The Corner

Packing it In

I have to say I was underwhelmed with George Packer’s “The Fall of Conservatism” piece in the New Yorker. I wanted to like it more because I think Packer can be very good and it’s not like the New Yorker covers these things often. It’s possible, though, that much of my negative reaction  may have to do with the fact I’m so close to, and invested in, the arguments and people in the story. I agree with most folks quoted as saying that the GOP is in deep trouble and that conservatism is something of a mess these days as well. But for Packer, these terms — conservative and Republican – sometimes seem like interchangeable terms, while for me they are not. I think this may be one of the reasons why I thought the piece was so structurally flawed. He begins by arguing, asserting really, that conservatism begins with Nixon in the late 1960s, when Tricky Dick crafted a strategy of exploiting resentments, which any student of intellectual conservatism knows is simply wrong. Nixon did not like or trust the Buckleyites and the Buckleyites were hardly wild about Dick either. This fact should help one keep in mind that treating conservatism and the modern GOP as interchangeable is an analytical error of the first order. Indeed, Packer pretty much concedes this point several times, without digesting its importance. He writes:

Nixon himself was more interested in global grand strategy and partisan politics than in any conservative policy agenda. By today’s standards, his achievements in office look like those of a moderate liberal: he eased the tensions of the Cold War, expanded the welfare state, and supported affirmative action (albeit in ways calculated to split the Democrats). “L.B.J. built the foundation and the first floor of the Great Society,” Buchanan said. “We built the skyscraper. Nixon was not a Reaganite conservative.”

Exactly so.
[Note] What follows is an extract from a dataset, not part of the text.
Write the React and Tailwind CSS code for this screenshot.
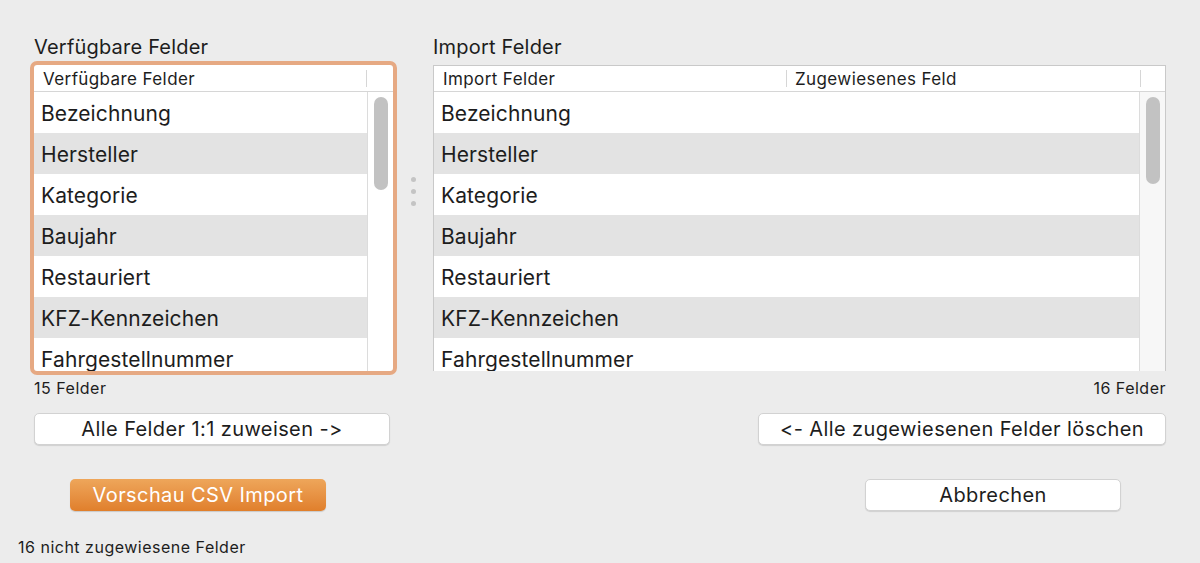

So why begin an article about the fall of conservatism with the rise of a non-conservative president? I’m not saying that Nixon and his role in the GOP is irrelevant. Nor am I saying that the relationship between Nixonian strategy and conservative idea formation is uninteresting or irrelevant. But Packer doesn’t seem to have much of a grasp of the tension between the two.

Moreover, while I again concede the GOP and conservatism have their challenges when it comes to the idea business these days, some readers might get the impression that the Democrats and liberals are like Toyota in the 1980s while the rightwingers are the dumbfounded dinosaurs at GM. But, last I checked liberals are not exactly churning out a lot of policy brilliance either. Their rising fortune has almost entirely to do with the political failures of the GOP and the natural cyclical nature of politics generally. (In the same issue of the New Yorker James Surowiecki illustrates how Democrats Clinton and Obama are hidebound, ignorant, and dangerous on the issue of free trade.) When one party fails in a two party system, the other party rises. But that hardly means the other party deserves a whole lot of praise for it.